No final do jogo, João Freitas e outros membros da estrutura do clube dirigiram-se, conforme combinado, ao gabinete do presidente portista. Mas a reunião nunca aconteceu.

«Informaram-nos que o Pinto da Costa não nos ia poder atender porque estava lá o Mike Walsh, que tinha jogado no clube e que era representante de um jogador e estava a negocia-lo para o FC Porto», conta o ex-presidente fafense.

João Freitas não gostou da desfeita: «Disse aos meus colegas:
vamos embora. Eu vim cá porque o Laurentino é crente, mas eu não tinha fé nenhuma em levar nada daqui

E é nesta altura que surge o nome de Rui Costa, que tinha alinhado pelo Benfica naquele jogo e encheu as medidas ao chefe do Departamento de Futebol do Fafe, professor Moreno. Foi ele que insistiu com João Freitas para tentar o empréstimo.

«Ele disse-me: o Benfica tem ali um miúdo que ninguém dá dois tostões por ele, mas parece-me um jogador de qualidade. Veja se dá para o trazer», relata. António Valença, o treinador, confirma tudo ao Maisfutebol: «Falavam muito no Gil, o avançado, mas eu disse logo: não, o diamante é aquele

E assim foi. João Freitas ligou a Gaspar Ramos, da direção encarnada, que o colocou à vontade. «O Rui Costa ia ser dispensado. Iam mandá-lo para um clube do regional lá no sul. Disseram-me para falar com ele e com o pai. Se ele estivesse interessado o negócio fazia-se. Eles quis e, pronto, é o que se sabe», atira João Freitas.

A difícil adaptação longe «das saias da mãe»

A época de Rui Costa não enganou os responsáveis fafenses. «Vimos logo que tinha mesmo qualidade. Tinha pinta de jogador, como se costuma dizer. Jogava de cabeça no ar a distribuir jogo. Parecia tudo fácil com ele», descreve João Freitas.

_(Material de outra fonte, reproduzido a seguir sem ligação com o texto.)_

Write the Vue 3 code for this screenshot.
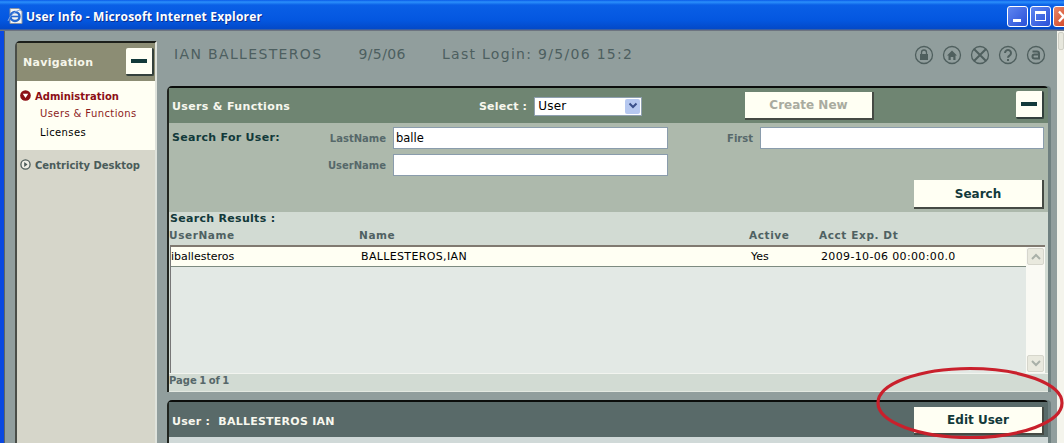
<script setup>
const columns = ['UserName', 'Name', 'Active', 'Acct Exp. Dt']
const result = {
  userName: 'iballesteros',
  name: 'BALLESTEROS,IAN',
  active: 'Yes',
  expires: '2009-10-06 00:00:00.0',
}
</script>

<template>
  <div class="window">
    <header class="titlebar">
      <svg class="ie-icon" width="18" height="18" viewBox="0 0 18 18">
        <path d="M4 1.500h9l3 3v12H4z" fill="#f6f6f2" stroke="#8b94a4" />
        <circle cx="9" cy="9.500" r="4.500" fill="none" stroke="#2468d0" stroke-width="2.400" />
        <path d="M5 9.500h8" stroke="#2468d0" stroke-width="1.600" />
        <path d="M2 14c2-6 8-11 13-11" fill="none" stroke="#7fa6e6" />
      </svg>
      <span class="title-text">User Info - Microsoft Internet Explorer</span>
      <div class="title-buttons">
        <span class="tbtn tbtn-min"><i></i></span>
        <span class="tbtn tbtn-max"><i></i></span>
        <span class="tbtn tbtn-close">
          <svg width="19" height="19" viewBox="0 0 19 19"><path d="M5 4.500l9 10M14 4.500l-9 10" stroke="#fff" stroke-width="2.400" /></svg>
        </span>
      </div>
    </header>

    <div class="frame">
      <div class="page">
        <aside class="sidebar">
          <div class="nav-head">
            <span>Navigation</span>
            <button class="collapse"><i></i></button>
          </div>
          <div class="nav-open">
            <div class="nav-group">
              <svg width="11" height="11" viewBox="0 0 12 12">
                <circle cx="6" cy="6" r="5.800" fill="#8c0f16" />
                <path d="M3 4.200h6L6 8.800z" fill="#fff" />
              </svg>
              <span>Administration</span>
            </div>
            <div class="nav-item nav-active">Users &amp; Functions</div>
            <div class="nav-item">Licenses</div>
          </div>
          <div class="nav-closed">
            <svg width="11" height="11" viewBox="0 0 12 12">
              <circle cx="6" cy="6" r="5" fill="#eeeee6" stroke="#4c5c5a" stroke-width="1.400" />
              <path d="M4.600 3.400L8.200 6 4.600 8.600z" fill="#4c5c5a" />
            </svg>
            <span>Centricity Desktop</span>
          </div>
        </aside>

        <main class="main">
          <div class="topline">
            <span class="user-name">IAN BALLESTEROS</span>
            <span class="login-date">9/5/06</span>
            <span class="last-login">Last Login: 9/5/06 15:2</span>
            <div class="top-icons">
              <svg width="20" height="20" viewBox="0 0 20 20">
                <circle cx="10" cy="10" r="8.500" />
                <rect x="6" y="9" width="8" height="6" class="solid" />
                <path d="M7.500 9V7.500a2.500 2.500 0 0 1 5 0V9" />
              </svg>
              <svg width="20" height="20" viewBox="0 0 20 20">
                <circle cx="10" cy="10" r="8.500" />
                <path d="M5 10.500L10 5.500l5 5h-1.500V15h-2.200v-3H8.700v3H6.500v-4.500z" class="solid" />
              </svg>
              <svg width="20" height="20" viewBox="0 0 20 20">
                <circle cx="10" cy="10" r="8.500" />
                <path d="M4 4l12 12M16 4L4 16" stroke-width="2" />
              </svg>
              <svg width="20" height="20" viewBox="0 0 20 20">
                <circle cx="10" cy="10" r="8.500" />
                <path d="M7 8a3 3 0 1 1 4.500 2.600c-1 .6-1.500 1-1.500 2.200" stroke-width="2" />
                <rect x="9" y="14" width="2" height="2" class="solid" />
              </svg>
              <svg width="20" height="20" viewBox="0 0 20 20">
                <circle cx="10" cy="10" r="8.500" />
                <path d="M6.500 6.500h4.500a2 2 0 0 1 2 2v5H8.500a2 2 0 0 1 0-4H13" stroke-width="2" />
              </svg>
            </div>
          </div>

          <section class="panel">
            <div class="panel-head">
              <span class="panel-title">Users &amp; Functions</span>
              <label class="select-wrap">
                <span>Select :</span>
                <span class="fake-select">
                  <span>User</span>
                  <span class="select-arrow">
                    <svg width="10" height="8" viewBox="0 0 10 8"><path d="M1.500 1.500L5 5l3.500-3.500" fill="none" stroke="#3a4f8a" stroke-width="2" /></svg>
                  </span>
                </span>
              </label>
              <button class="btn btn-disabled">Create New</button>
              <button class="collapse"><i></i></button>
            </div>

            <div class="search">
              <div class="search-title">Search For User:</div>
              <div class="search-fields">
                <span class="field-label">LastName</span>
                <input class="text-input" value="balle" readonly />
                <span class="field-label">First</span>
                <input class="text-input" readonly />
                <span class="field-label">UserName</span>
                <input class="text-input" readonly />
              </div>
              <div class="search-actions">
                <button class="btn btn-search">Search</button>
              </div>
            </div>

            <div class="results">
              <div class="results-title">Search Results :</div>
              <div class="results-cols">
                <span v-for="col in columns" :key="col">{{ col }}</span>
              </div>
              <div class="results-box">
                <div class="results-list">
                  <div class="result-row">
                    <span>{{ result.userName }}</span>
                    <span class="wide">{{ result.name }}</span>
                    <span>{{ result.active }}</span>
                    <span class="wide">{{ result.expires }}</span>
                  </div>
                </div>
                <div class="list-scroll">
                  <span class="scroll-btn">
                    <svg width="10" height="7" viewBox="0 0 10 7"><path d="M1 6l4-4 4 4" fill="none" stroke="#a9b0a8" stroke-width="2" /></svg>
                  </span>
                  <span class="scroll-btn">
                    <svg width="10" height="7" viewBox="0 0 10 7"><path d="M1 1l4 4 4-4" fill="none" stroke="#a9b0a8" stroke-width="2" /></svg>
                  </span>
                </div>
              </div>
              <div class="pager">Page 1 of 1</div>
            </div>
          </section>

          <section class="panel panel-user">
            <div class="panel-head panel-head-dark">
              <span class="panel-title">User :&nbsp; BALLESTEROS IAN</span>
              <button class="btn btn-edit">Edit User</button>
            </div>
            <div class="panel-rest"></div>
          </section>
        </main>
      </div>

      <div class="page-scroll">
        <span class="page-scroll-btn"></span>
      </div>
    </div>

    <!-- red marker drawn over the screenshot -->
    <svg class="marker" width="1064" height="443" viewBox="0 0 1064 443">
      <ellipse cx="970" cy="403" rx="92" ry="34.500" fill="none" stroke="#c9202c" stroke-width="3.200" />
    </svg>
  </div>
</template>

<style scoped>
.window {
  position: relative;
  width: 1064px;
  height: 443px;
  overflow: hidden;
  display: flex;
  flex-direction: column;
  font-family: "DejaVu Sans", Verdana, sans-serif;
  background: #919e9d;
}

.titlebar {
  flex: 0 0 31px;
  display: flex;
  align-items: center;
  padding-left: 6px;
  background: linear-gradient(#0a5ae8 0, #2b90fb 2px, #0a5fe6 5px, #0457e0 20px, #0349c8 29px, #6d7480 30px);
}

.ie-icon {
  margin-right: 2px;
}

.title-text {
  padding-top: 2px;
  font: bold 12px "Open Sans", "Liberation Sans", sans-serif;
  color: #fff;
  text-shadow: 1px 1px 0 #0b2f90;
  letter-spacing: 0.2px;
}

.title-buttons {
  margin-left: auto;
  display: flex;
  gap: 2px;
  margin-top: 1px;
  margin-right: -10px;
}

.tbtn {
  width: 19px;
  height: 19px;
  border: 1px solid #fff;
  border-radius: 3px;
  background: linear-gradient(135deg, #5f86f0, #2a50d8);
  display: flex;
  align-items: center;
  justify-content: center;
}

.tbtn-min i {
  width: 8px;
  height: 3px;
  background: #fff;
  margin-top: 9px;
  margin-right: 2px;
}

.tbtn-max i {
  width: 11px;
  height: 10px;
  border: 1px solid #fff;
  border-top-width: 3px;
  box-sizing: border-box;
}

.tbtn-close {
  background: linear-gradient(135deg, #e8876a, #cf3a18);
}

.frame {
  flex: 1;
  min-height: 0;
  display: flex;
  border-left: 4px solid #0a48e0;
}

.page {
  flex: 1;
  min-width: 0;
  display: flex;
  gap: 10px;
  padding: 10px 9px 0 10px;
  border-left: 1px solid #5c6664;
}

.sidebar {
  flex: 0 0 142px;
  border-left: 2px solid #4a4e48;
  border-top: 2px solid #1c1f1a;
  border-top-left-radius: 5px;
  border-right: 2px solid #dfe3dc;
  box-sizing: border-box;
  background: #d6d6ca;
}

.nav-head {
  height: 38px;
  background: #8c8d74;
  display: flex;
  align-items: center;
  justify-content: space-between;
  padding: 0 1px 0 6px;
  color: #f6f6ea;
  font-size: 11px;
  font-weight: bold;
  letter-spacing: 0.3px;
}

.collapse {
  width: 28px;
  height: 28px;
  padding: 0;
  border: 0;
  border-right: 2px solid #33403c;
  border-bottom: 2px solid #33403c;
  border-radius: 2px;
  background: #fffff4;
  display: flex;
  align-items: center;
  justify-content: center;
}

.collapse i {
  width: 16px;
  height: 4px;
  background: #12393a;
}

.nav-open {
  height: 69px;
  background: #fffff3;
  box-sizing: border-box;
  padding-top: 8px;
  font-size: 10px;
}

.nav-group {
  display: flex;
  align-items: center;
  gap: 4px;
  padding-left: 3px;
  color: #8c0f16;
  font-weight: bold;
  font-size: 10px;
  height: 15px;
}

.nav-group svg {
  margin-top: -3px;
}

.nav-item {
  padding-left: 23px;
  height: 19px;
  line-height: 19px;
  color: #000;
  letter-spacing: 0.4px;
}

.nav-active {
  color: #8c1c1c;
}

.nav-closed {
  display: flex;
  align-items: center;
  gap: 4px;
  padding: 10px 0 0 3px;
  color: #4a5c5a;
  font-size: 10px;
  font-weight: bold;
}

.nav-closed svg {
  margin-top: -2px;
}

.main {
  flex: 1;
  min-width: 0;
}

.topline {
  height: 26px;
  padding-bottom: 9px;
  display: flex;
  align-items: center;
  gap: 36px;
  padding-left: 7px;
  color: #4d5f60;
  font-size: 14px;
}

.user-name {
  letter-spacing: 1.350px;
}

.login-date {
  letter-spacing: 0.400px;
}

.last-login {
  letter-spacing: 1.300px;
}

.top-icons {
  margin-left: auto;
  display: flex;
  gap: 8px;
  margin-top: 2px;
  margin-right: 2px;
}

.top-icons svg {
  fill: none;
  stroke: #4f5f5e;
  stroke-width: 1.300;
}

.top-icons .solid {
  fill: #4f5f5e;
  stroke: none;
}

.panel {
  margin-top: 10px;
  border-top: 2px solid #0b0d0b;
  border-left: 2px solid #20241f;
  border-top-left-radius: 5px;
  border-top-right-radius: 4px;
  box-shadow: 3px 0 0 #6f8080;
}

.panel-head {
  height: 35px;
  display: flex;
  align-items: center;
  background: #6f8572;
  padding-left: 3px;
  padding-right: 4px;
  color: #f7f7ee;
  font-size: 11px;
  font-weight: bold;
}

.panel-title {
  width: 290px;
  margin-top: 2px;
  letter-spacing: 0.350px;
}

.select-wrap {
  display: flex;
  align-items: center;
  gap: 7px;
  margin-top: 1px;
  letter-spacing: 0.200px;
  margin-left: 17px;
  width: 266px;
}

.fake-select {
  width: 108px;
  height: 19px;
  box-sizing: border-box;
  border: 1px solid #8fa0b0;
  background: #fff;
  color: #000;
  font-size: 12px;
  font-weight: normal;
  display: flex;
  justify-content: space-between;
  align-items: center;
  padding: 0 1px 0 3px;
}

.select-arrow {
  width: 15px;
  height: 15px;
  background: #b6c8f0;
  border-radius: 2px;
  display: flex;
  align-items: center;
  justify-content: center;
}

.btn {
  border: 0;
  border-right: 2px solid #454a44;
  border-bottom: 2px solid #454a44;
  background: #fffff3;
  color: #12393a;
  font: bold 12px "DejaVu Sans", sans-serif;
  height: 28px;
  padding: 0;
}

.btn-disabled {
  width: 129px;
  margin-top: 1px;
  color: #a9ab9f;
}

.panel-head .collapse {
  margin-left: auto;
  margin-top: -1px;
}

.search {
  height: 89px;
  position: relative;
  background: #adb9ac;
  box-sizing: border-box;
  padding: 4px 4px 0 3px;
}

.search-title {
  position: absolute;
  left: 3px;
  top: 8px;
  color: #12393a;
  font-size: 11px;
  font-weight: bold;
  letter-spacing: 0.3px;
}

.search-fields {
  display: grid;
  grid-template-columns: 221px 275px 92px 284px;
  grid-auto-rows: 22px;
  row-gap: 5px;
  align-items: center;
}

.field-label {
  text-align: right;
  padding-right: 7px;
  color: #56686a;
  font-size: 10px;
  font-weight: bold;
}

.text-input {
  width: 100%;
  height: 22px;
  box-sizing: border-box;
  border: 1px solid #8a9cac;
  background: #fff;
  padding: 0 2px 1px;
  font: 11.500px "DejaVu Sans", sans-serif;
  color: #000;
  outline: none;
}

.search-actions {
  display: flex;
  justify-content: flex-end;
  margin-top: 4px;
}

.btn-search {
  width: 130px;
  height: 29px;
}

.results {
  height: 180px;
  background: #d2dbd3;
  border-bottom: 1px solid #e4e9e2;
  box-sizing: border-box;
  display: flex;
  flex-direction: column;
}

.results-title {
  height: 14px;
  line-height: 14px;
  padding-left: 1px;
  color: #12393a;
  font-size: 11px;
  font-weight: bold;
  letter-spacing: 0.3px;
}

.results-cols,
.result-row {
  display: grid;
  grid-template-columns: 190px 390px 70px 1fr;
}

.results-cols {
  height: 19px;
  box-sizing: border-box;
  padding-bottom: 2px;
  align-items: center;
  color: #4f6162;
  font-size: 10.500px;
  font-weight: bold;
  letter-spacing: 0.600px;
}

.results-box {
  flex: 1;
  min-height: 0;
  display: flex;
  margin-left: 1px;
  margin-right: 3px;
  border-top: 2px solid #807a70;
  border-left: 1px solid #777;
  background: #e3e9e5;
}

.results-list {
  flex: 1;
}

.result-row {
  height: 20px;
  box-sizing: border-box;
  align-items: center;
  background: #fffff3;
  border-bottom: 1px solid #7d8b80;
  color: #000;
  font-size: 11px;
  grid-template-columns: 190px 390px 70px 1fr;
}

.wide {
  letter-spacing: 0.350px;
}

.list-scroll {
  flex: 0 0 17px;
  background: #fafaf4;
  display: flex;
  flex-direction: column;
  justify-content: space-between;
  padding: 1px;
}

.scroll-btn {
  height: 15px;
  background: #e9e9de;
  border: 1px solid #d6d6cc;
  border-radius: 2px;
  display: flex;
  align-items: center;
  justify-content: center;
}

.pager {
  height: 17px;
  line-height: 13px;
  border-top: 1px solid #f2f4ef;
  color: #56686a;
  font-size: 10px;
  font-weight: bold;
  word-spacing: -1px;
}

.panel-user {
  margin-top: 8px;
}

.panel-head-dark {
  background: #596a69;
  justify-content: space-between;
}

.panel-head-dark .panel-title {
  margin-top: 4px;
  letter-spacing: 0.250px;
}

.btn-edit {
  width: 130px;
  height: 28px;
  margin-top: 3px;
}

.panel-rest {
  height: 10px;
  background: #d0d9d8;
}

.page-scroll {
  flex: 0 0 7px;
  background: #f4f4ec;
  box-sizing: border-box;
  padding-top: 1px;
  padding-left: 1px;
}

.page-scroll-btn {
  display: block;
  height: 16px;
  background: #e6e6dc;
  border: 1px solid #cfcfc5;
  border-radius: 2px;
}

.marker {
  position: absolute;
  left: 0;
  top: 0;
  pointer-events: none;
}
</style>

António Valença lembra ainda que foi o Fafe que ajudou Rui Costa a estabelecer-se na seleção nacional que haveria de se sagrar campeã do mundo na Luz: «Ele não era primeira opção. Começou a crescer aqui.»

«Os primeiros tempos não foram fáceis. Ele era um miúdo daqueles de andar de volta das saias da mãe. Tivemos muitas dificuldades para ele se adaptar. Pedíamos aos pais para virem ver os jogos e eles ajudaram-no muito. Acabou por fazer uma época espetacular», continua o treinador.

O Fafe não conseguiu subir de Divisão. «Foi por causa de vários artistas de preto…Enfim, já passou», atira António Valença. «A nossa equipa tinha qualidade, disputou até ao fim a subida com o Rio Ave, mas também dependia muito do Rui Costa», assume.

«Às vezes íamos treinar a Braga ou Guimarães e diziam-nos: vocês têm ali um jogador! Pois temos, mas é do Benfica, não é nosso», lamenta Valença.

Dez mil contos para uma transferência definitiva

Por isso, no final da época, a ideia estava feita: Rui Costa era mesmo para comprar. O Fafe apresentou uma proposta ao Benfica de 10 mil contos (50 mil euros) para ficar com a carta do jogador.

O problema foi que Nelo Barros, olheiro do Benfica, também tinha ficado convencido com as qualidades do jovem médio. «Estragou-nos o negócio», conta João Freitas entre risos.

«Era muito amigo do Toni e mal soube que íamos comprar o Rui Costa ligou-lhe a avisar: Diz ao Eriksson que o miúdo entra de caras na equipa para o ano. Não o vendam», continua.

E o Benfica não vendeu. O resto, como se costuma dizer, é história. João Freitas assume natural pena por não ter comprado um dos melhores médios da história do futebol português por 10 mil contos…

«Mas, por outro lado, ainda bem que assim foi. Ele foi muito feliz na Fiorentina e no Milan e ainda hoje fala com carinho do Fafe e diz que deve muito a este clube», conclui.

António Valença só lamenta que o seu ex-pupilo tenha passado tanto tempo na Fiorentina: «Se tivesse ido mais cedo para uma equipa de topo era um jogador para estar na história do futebol mundial.»